"""

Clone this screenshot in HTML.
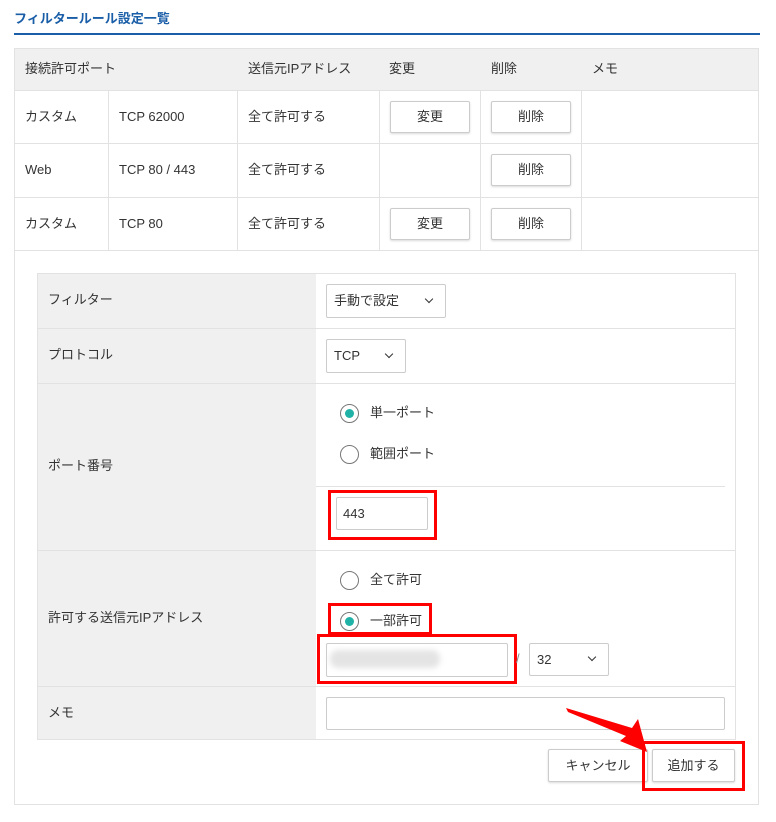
<!DOCTYPE html>
<html><head><meta charset="utf-8"><style>
*{margin:0;padding:0;box-sizing:border-box}
body{width:776px;height:822px;background:#fff;font-family:"Liberation Sans","Noto Sans CJK JP",sans-serif;font-size:13px;color:#333;position:relative;overflow:hidden}
.a{position:absolute}
.t{position:absolute;white-space:nowrap;line-height:16px}
.btn{position:absolute;border:1px solid #ccc;border-radius:2px;background:#fff;box-shadow:0 1px 2px rgba(0,0,0,.15);text-align:center;font-size:13px;color:#333}
.inp{position:absolute;border:1px solid #ccc;background:#fff;border-radius:2px}
.red{position:absolute;border:3px solid #f00}
.rad{position:absolute;width:19px;height:19px;border:1px solid #777;border-radius:50%;background:#fff}
.rad.on::after{content:"";position:absolute;left:4px;top:4px;width:9px;height:9px;border-radius:50%;background:#20b2a6}
.chev{position:absolute;width:6px;height:6px;border-right:1.8px solid #333;border-bottom:1.8px solid #333;transform:rotate(45deg)}
.hl{position:absolute;height:1px;background:#e2e2e2}
.vl{position:absolute;width:1px;background:#e2e2e2}
</style></head><body>
<div class="t" style="left:14px;top:11px;font-size:13px;font-weight:bold;color:#1a5ea8">フィルタールール設定一覧</div>
<div class="a" style="left:14px;top:33px;width:746px;height:2px;background:#1a5ea8"></div>

<div class="a" style="left:14px;top:48px;width:745px;height:757px;border:1px solid #e2e2e2"></div>
<div class="a" style="left:15px;top:49px;width:743px;height:41px;background:#f0f0f0"></div>
<div class="hl" style="left:14px;top:90px;width:745px"></div>
<div class="hl" style="left:14px;top:143px;width:745px"></div>
<div class="hl" style="left:14px;top:197px;width:745px"></div>
<div class="hl" style="left:14px;top:250px;width:745px"></div>
<div class="vl" style="left:108px;top:90px;height:160px"></div>
<div class="vl" style="left:237px;top:90px;height:160px"></div>
<div class="vl" style="left:379px;top:90px;height:160px"></div>
<div class="vl" style="left:480px;top:90px;height:160px"></div>
<div class="vl" style="left:581px;top:90px;height:160px"></div>

<div class="t" style="left:25px;top:61px">接続許可ポート</div>
<div class="t" style="left:248px;top:61px">送信元IPアドレス</div>
<div class="t" style="left:389px;top:61px">変更</div>
<div class="t" style="left:491px;top:61px">削除</div>
<div class="t" style="left:592px;top:61px">メモ</div>

<div class="t" style="left:25px;top:109px">カスタム</div>
<div class="t" style="left:119px;top:109px">TCP 62000</div>
<div class="t" style="left:248px;top:109px">全て許可する</div>
<div class="btn" style="left:390px;top:101px;width:80px;height:32px;line-height:30px">変更</div>
<div class="btn" style="left:491px;top:101px;width:80px;height:32px;line-height:30px">削除</div>

<div class="t" style="left:25px;top:162px">Web</div>
<div class="t" style="left:119px;top:162px">TCP 80 / 443</div>
<div class="t" style="left:248px;top:162px">全て許可する</div>
<div class="btn" style="left:491px;top:154px;width:80px;height:32px;line-height:30px">削除</div>

<div class="t" style="left:25px;top:216px">カスタム</div>
<div class="t" style="left:119px;top:216px">TCP 80</div>
<div class="t" style="left:248px;top:216px">全て許可する</div>
<div class="btn" style="left:390px;top:208px;width:80px;height:32px;line-height:30px">変更</div>
<div class="btn" style="left:491px;top:208px;width:80px;height:32px;line-height:30px">削除</div>

<div class="a" style="left:37px;top:273px;width:699px;height:467px;border:1px solid #e2e2e2"></div>
<div class="a" style="left:38px;top:274px;width:278px;height:465px;background:#f0f0f0"></div>
<div class="hl" style="left:37px;top:328px;width:699px"></div>
<div class="hl" style="left:37px;top:383px;width:699px"></div>
<div class="hl" style="left:37px;top:550px;width:699px"></div>
<div class="hl" style="left:37px;top:686px;width:699px"></div>
<div class="hl" style="left:316px;top:486px;width:409px"></div>

<div class="t" style="left:48px;top:292px">フィルター</div>
<div class="t" style="left:48px;top:347px">プロトコル</div>
<div class="t" style="left:48px;top:458px">ポート番号</div>
<div class="t" style="left:48px;top:610px">許可する送信元IPアドレス</div>
<div class="t" style="left:48px;top:705px">メモ</div>

<div class="inp" style="left:326px;top:284px;width:120px;height:34px"></div>
<div class="t" style="left:334px;top:293px">手動で設定</div>
<div class="chev" style="left:426px;top:296px"></div>
<div class="inp" style="left:326px;top:339px;width:80px;height:34px"></div>
<div class="t" style="left:334px;top:348px">TCP</div>
<div class="chev" style="left:386px;top:351px"></div>

<div class="rad on" style="left:340px;top:404px"></div>
<div class="t" style="left:370px;top:405px">単一ポート</div>
<div class="rad" style="left:340px;top:445px"></div>
<div class="t" style="left:370px;top:446px">範囲ポート</div>

<div class="inp" style="left:336px;top:497px;width:92px;height:33px"></div>
<div class="t" style="left:343px;top:506px">443</div>
<div class="red" style="left:328px;top:490px;width:109px;height:50px"></div>

<div class="rad" style="left:340px;top:571px"></div>
<div class="t" style="left:370px;top:572px">全て許可</div>
<div class="rad on" style="left:340px;top:612px"></div>
<div class="t" style="left:370px;top:613px">一部許可</div>
<div class="red" style="left:328px;top:603px;width:104px;height:32px"></div>

<div class="inp" style="left:326px;top:643px;width:182px;height:34px"></div>
<div class="a" style="left:330px;top:650px;width:110px;height:18px;background:#e4e4e4;border-radius:8px;filter:blur(3px)"></div>
<div class="red" style="left:317px;top:634px;width:200px;height:50px"></div>
<div class="t" style="left:516px;top:651px;color:#888">/</div>
<div class="inp" style="left:529px;top:643px;width:80px;height:33px"></div>
<div class="t" style="left:537px;top:652px">32</div>
<div class="chev" style="left:589px;top:654px"></div>

<div class="inp" style="left:326px;top:697px;width:399px;height:33px"></div>

<div class="btn" style="left:548px;top:749px;width:100px;height:33px;line-height:31px">キャンセル</div>
<div class="btn" style="left:652px;top:749px;width:83px;height:33px;line-height:31px">追加する</div>
<div class="red" style="left:642px;top:741px;width:103px;height:50px"></div>

<svg class="a" style="left:0;top:0" width="776" height="822"><polygon points="566,708 568,712 626,736 620,741 647,752 638,719 632,728" fill="#f00"/></svg>
</body></html>
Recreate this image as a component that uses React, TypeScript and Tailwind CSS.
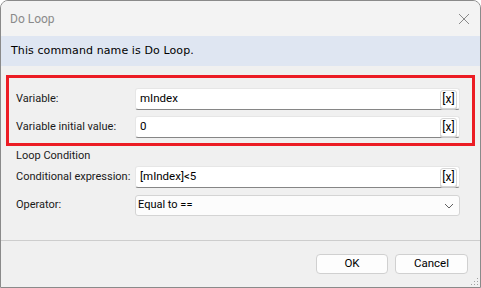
import React from "react";

const font = { fontFamily: 'Roboto, "Noto Sans", sans-serif' };

function XBtn() {
  return (
    <div className="flex h-[19px] w-[17px] items-center justify-center rounded-[3px] border border-[#d6d6d6] bg-white text-[12px] leading-none text-black shadow-[0_1px_0_#c8c8c8]">
      [x]
    </div>
  );
}

function TextRow({ label, value }: { label: string; value: string }) {
  return (
    <div className="flex h-[22px] items-center">
      <div className="w-[119px] whitespace-nowrap text-[11px] text-[#1a1a1a]">{label}</div>
      <div className="flex h-[22px] w-[325px] items-center rounded-[3px] border border-[#e6e6e6] border-b-[#868686] bg-white pl-[4px] pr-[2px]">
        <div className="flex-1 text-[11.5px] text-black">{value}</div>
        <XBtn />
      </div>
    </div>
  );
}

export default function App() {
  return (
    <div
      className="flex h-[288px] w-[481px] flex-col overflow-hidden rounded-t-[8px] border border-[#8a8a8a] bg-[#f0f0f0]"
      style={font}
    >
      <div className="flex h-[35px] items-center justify-between bg-[#f3f3f3] pl-[9px] pr-[8px]">
        <span className="text-[12px] text-[#8a8a8a]">Do Loop</span>
        <svg width="12" height="12" viewBox="0 0 12 12" className="mr-[2px]">
          <path d="M1 1L11 11M11 1L1 11" stroke="#8a8a8a" strokeWidth="1" />
        </svg>
      </div>
      <div className="flex h-[30px] items-center bg-[#dfe6f2] pl-[10px]">
        <span className="text-black" style={{ fontFamily: '"DejaVu Sans", sans-serif', fontSize: "11px", letterSpacing: "0.1px" }}>
          This command name is Do Loop.
        </span>
      </div>
      <div className="ml-[5px] mt-[9px] flex h-[71px] w-[469px] flex-col gap-[6px] border-[3px] border-[#ec1c24] pl-[7px] pt-[10px]">
        <TextRow label="Variable:" value="mIndex" />
        <TextRow label="Variable initial value:" value="0" />
      </div>
      <div className="flex flex-col pl-[15px]">
        <div className="mt-[1px] h-[18px] text-[11px] leading-[18px] text-[#1a1a1a]">Loop Condition</div>
        <div className="mt-[1px]">
          <TextRow label="Conditional expression:" value="[mIndex]<5" />
        </div>
        <div className="mt-[7px] flex h-[21px] items-center">
          <div className="w-[119px] whitespace-nowrap text-[11px] text-[#1a1a1a]">Operator:</div>
          <div className="flex h-[21px] w-[325px] items-center justify-between rounded-[3px] border border-[#d4d4d4] bg-[#fcfcfc] pl-[2px] pr-[5px]">
            <span className="text-[11px] text-black">Equal to ==</span>
            <svg width="10" height="6" viewBox="0 0 10 6">
              <path d="M1 1L5 5L9 1" stroke="#606060" strokeWidth="1" fill="none" />
            </svg>
          </div>
        </div>
      </div>
      <div className="mt-[24px] h-px bg-[#cdcdcd]" />
      <div className="relative flex flex-1 justify-end gap-[7px] pr-[12px] pt-[13px]">
        <div className="flex h-[20px] w-[72px] items-center justify-center rounded-[4px] border border-[#d0d0d0] bg-[#fdfdfd] text-[11.5px] text-black">
          OK
        </div>
        <div className="flex h-[20px] w-[73px] items-center justify-center rounded-[4px] border border-[#d0d0d0] bg-[#fdfdfd] text-[11.5px] text-black">
          Cancel
        </div>
        <svg width="8" height="8" viewBox="0 0 8 8" className="absolute bottom-[1px] right-[1px]">
          <rect x="6" y="0" width="1" height="1" fill="#a0a0a0" />
          <rect x="3" y="3" width="1" height="1" fill="#a0a0a0" />
          <rect x="6" y="3" width="1" height="1" fill="#a0a0a0" />
          <rect x="0" y="6" width="1" height="1" fill="#a0a0a0" />
          <rect x="3" y="6" width="1" height="1" fill="#a0a0a0" />
          <rect x="6" y="6" width="1" height="1" fill="#a0a0a0" />
        </svg>
      </div>
    </div>
  );
}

"""

EXERCISE OBJECTIVE =
Which lines contain "React"? Show each of them.

ANSWER TO THE EXERCISE =
Recreate this image as a component that uses React, TypeScript and Tailwind CSS.
import React from "react";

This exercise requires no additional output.